Zack Parrinella is a film enthusiast, making films sometimes by hand processing in darkrooms and sometimes by working with commercial film labs, and usually both. His work often centers around dissonance and decay, sometimes more lighthearted and sometimes more anxious.
Sara Sowell is an artist and experimental filmmaker. Her films, installations and performances reanimate legacies of art and media production through haptic aesthetic interventions. Her work has been exhibited in artist-run spaces, galleries and international film festivals including Microscope Gallery (New York, NY), CROSSROADS (San Francisco, CA), Baltic Analog Lab (Cēsis, LV), and IFFR (Rotterdam, NL).

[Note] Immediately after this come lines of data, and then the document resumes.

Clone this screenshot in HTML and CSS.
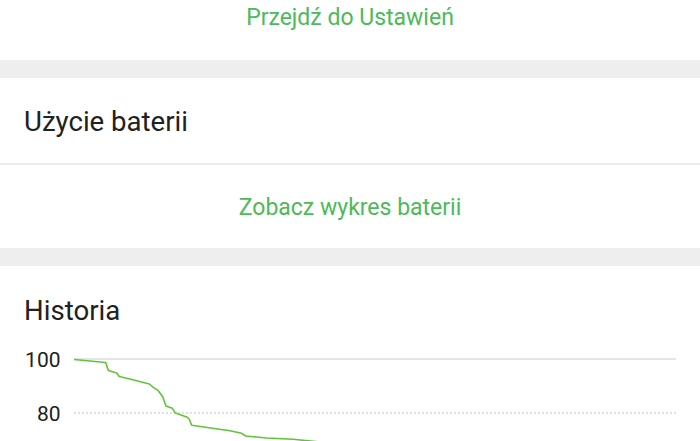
FILE: index.html
```html
<!DOCTYPE html>
<html lang="pl">
<head>
<meta charset="utf-8">
<link rel="stylesheet" href="styles.css">
</head>
<body>
<div class="screen">
  <section class="card card-top">
    <a class="link">Przejdź do Ustawień</a>
  </section>
  <div class="gap"></div>
  <section class="card card-usage">
    <h2 class="title">Użycie baterii</h2>
  </section>
  <div class="divider"></div>
  <section class="card card-graph-link">
    <a class="link">Zobacz wykres baterii</a>
  </section>
  <div class="gap"></div>
  <section class="card card-history">
    <h2 class="title">Historia</h2>
    <svg class="chart" width="700" height="101" viewBox="0 340 700 101" xmlns="http://www.w3.org/2000/svg">
      <text x="60.5" y="366.5" text-anchor="end" class="axis">100</text>
      <text x="60.5" y="420.5" text-anchor="end" class="axis">80</text>
      <line x1="74" y1="359" x2="676" y2="359" stroke="#dcdcdc" stroke-width="1.5"/>
      <line x1="74" y1="413" x2="676" y2="413" stroke="#d8d8d8" stroke-width="1.5" stroke-dasharray="2 2"/>
      <polyline fill="none" stroke="#62c23a" stroke-width="1.6" stroke-linejoin="round"
        points="74,359.5 105.7,362.5 108.3,370.5 116.7,373 119.3,376.5 130,379 149.3,384 153.3,387.3 158.3,390.7 162.7,396.7 166,406 172.3,408.3 175,412.7 178.3,414 187.3,417.3 189.3,419.3 191.7,425.3 230,430.7 241.7,433.3 245.7,436 266.7,438 293.3,439.3 320,442"/>
    </svg>
  </section>
</div>
</body>
</html>
```

FILE: styles.css
```css
html, body {
  margin: 0;
  padding: 0;
  background: #ffffff;
}
body {
  font-family: Roboto, "Noto Sans", sans-serif;
  width: 700px;
  height: 441px;
  overflow: hidden;
}
.screen {
  display: flex;
  flex-direction: column;
}
.card {
  background: #ffffff;
}
.gap {
  height: 18px;
  background: #eeeeee;
  flex: none;
}
.divider {
  height: 2px;
  background: #ececec;
  flex: none;
}
.link {
  display: block;
  text-align: center;
  color: #4cba58;
  font-size: 23px;
  line-height: 26px;
}
.title {
  margin: 0;
  font-weight: 400;
  color: #212121;
  font-size: 27.6px;
  line-height: 30px;
  padding-left: 24px;
}
.card-top {
  height: 60px;
  padding-top: 5px;
  box-sizing: border-box;
}
.card-usage {
  height: 85px;
  padding-top: 29px;
  box-sizing: border-box;
}
.card-graph-link {
  height: 83px;
  padding-top: 30px;
  box-sizing: border-box;
}
.card-history {
  padding-top: 30px;
  height: 175px;
  box-sizing: border-box;
}
.chart {
  display: block;
  margin-top: 14px;
}
.axis {
  font-family: Roboto, sans-serif;
  font-size: 21px;
  fill: #212121;
}
```
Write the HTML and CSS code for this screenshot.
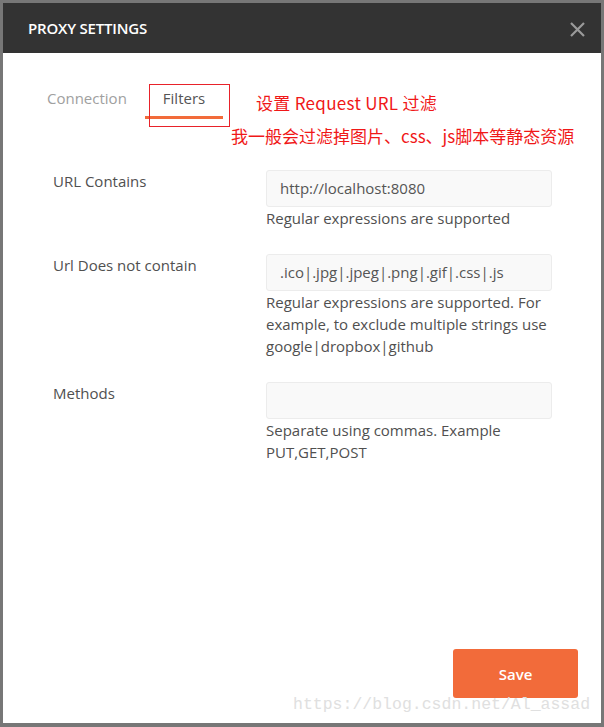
FILE: index.html
```html
<!DOCTYPE html>
<html lang="en">
<head>
    <meta charset="UTF-8">
    <title>Proxy Settings</title>
    <link rel="stylesheet" href="styles.css">
</head>
<body>
<div class="dialog">
    <header class="header">
        <span class="title">PROXY SETTINGS</span>
        <svg class="close" width="17" height="17" viewBox="0 0 17 17">
            <path d="M2 2 L15 15 M15 2 L2 15" stroke="#9a9a9a" stroke-width="2.2" fill="none"/>
        </svg>
    </header>

    <nav class="tabs">
        <div class="tab">Connection</div>
        <div class="tab active">Filters</div>
    </nav>

    <div class="form">
        <div class="label">URL Contains</div>
        <div class="field">
            <div class="input">http://localhost:8080</div>
            <div class="help">Regular expressions are supported</div>
        </div>

        <div class="label">Url Does not contain</div>
        <div class="field">
            <div class="input">.ico|.jpg|.jpeg|.png|.gif|.css|.js</div>
            <div class="help">Regular expressions are supported. For example, to exclude multiple strings use google|dropbox|github</div>
        </div>

        <div class="label">Methods</div>
        <div class="field">
            <div class="input"></div>
            <div class="help">Separate using commas. Example PUT,GET,POST</div>
        </div>
    </div>

    <footer class="footer">
        <button class="save">Save</button>
    </footer>

    <!-- annotations -->
    <div class="mark-box"></div>
    <div class="note note1">设置 Request URL 过滤</div>
    <div class="note note2">我一般会过滤掉图片、css、js脚本等静态资源</div>
    <div class="watermark">https://blog.csdn.net/Al_assad</div>
</div>
</body>
</html>
```

FILE: styles.css
```css
body {
    margin: 0;
    background-color: #777;
    font-family: "Open Sans", "Noto Sans", sans-serif;
    font-size: 15px;
    color: #505050;
}

.dialog {
    position: relative;
    margin: 3px 0 0 3px;
    width: 598px;
    height: 720px;
    background-color: #fff;
    display: flex;
    flex-direction: column;
}

.header {
    height: 50px;
    background-color: #333;
    display: flex;
    align-items: center;
    justify-content: space-between;
    padding: 0 15px 0 25px;
}
.title {
    color: #fff;
    font-size: 15px;
    font-weight: 600;
    letter-spacing: -0.2px;
}
.close {
    margin-top: 2px;
}

.tabs {
    display: flex;
    padding: 34px 0 0 26px;
}
.tab {
    line-height: 22px;
    padding: 0 18px 7px;
    border-bottom: 3px solid transparent;
    color: #a0a0a0;
}
.tab.active {
    color: #555;
    border-bottom-color: #f26b3a;
}

.form {
    display: grid;
    grid-template-columns: 213px 286px;
    row-gap: 25px;
    padding: 51px 0 0 50px;
}
.label {
    line-height: 22px;
}
.input {
    height: 35px;
    line-height: 35px;
    box-sizing: content-box;
    border: 1px solid #ececec;
    border-radius: 3px;
    background-color: #f9f9f9;
    padding: 0 13px;
    color: #555;
}
.help {
    margin-top: 0;
    line-height: 22px;
}

.footer {
    margin-top: auto;
    display: flex;
    justify-content: flex-end;
    padding: 0 23px 25px;
}
.save {
    width: 125px;
    height: 49px;
    border: none;
    border-radius: 3px;
    background-color: #f26b3a;
    color: #fff;
    font-family: "Open Sans", sans-serif;
    font-size: 15px;
    font-weight: 600;
}

.mark-box {
    position: absolute;
    left: 146px;
    top: 81px;
    width: 79px;
    height: 41px;
    border: 1px solid #e8222a;
}
.note {
    position: absolute;
    color: #f01818;
    font-family: "Noto Sans CJK SC", "Noto Sans", sans-serif;
    font-size: 17px;
    line-height: 22px;
    white-space: nowrap;
}
.note1 {
    left: 253px;
    top: 89px;
    letter-spacing: 0.3px;
}
.note2 {
    left: 228px;
    top: 122px;
}

.watermark {
    position: absolute;
    left: 290px;
    top: 692px;
    font-family: "Liberation Mono", monospace;
    font-size: 16.5px;
    color: #e0e0e0;
    white-space: nowrap;
}
```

Jerome Hiler has been making films since 1964. For most of his life, he has only been sharing his work with friends and colleagues. Starting in 2010, he has been screening and distributing new work and some films that incorporate earlier material. He has been shown at many film festivals internationally. In 2012 his WORDS OF MERCURY was included in the Whitney Museum's Biennial. Retrospectives were also held at the New York Film Festival and the Harvard Film Archive.
Naomi Uman creates work marked by her signature handmade aesthetic, often shooting, hand-processing and editing her films with the most rudimentary of practices. Naomi's films have been exhibited widely at the Sundance and Rotterdam International Film Festivals, The New York Film Festival, and the San Francisco International Film Festival among others; she has also screened her work at the Guggenheim Museum, the Whitney, the Smithsonian, and Mexico City's Museo de Arte Moderno.
Pat O'Neill has been deeply involved in Los Angeles culture since the late 1960's. A founding father of the city's avant-garde film scene, an influential professor at CalArts and an optical effects pioneer, he is best known for his short works from the early 1960's onwards which are highly graphic, layered and reflexive assemblages based on a mastery of optical printing techniques. Several of his films between 1963 and 2006 include 7362 (1967), Runs Good (1970), Saugus Series (1974), Water and Power (1989), Trouble in the Image (1996), and The Decay of Fiction (2002).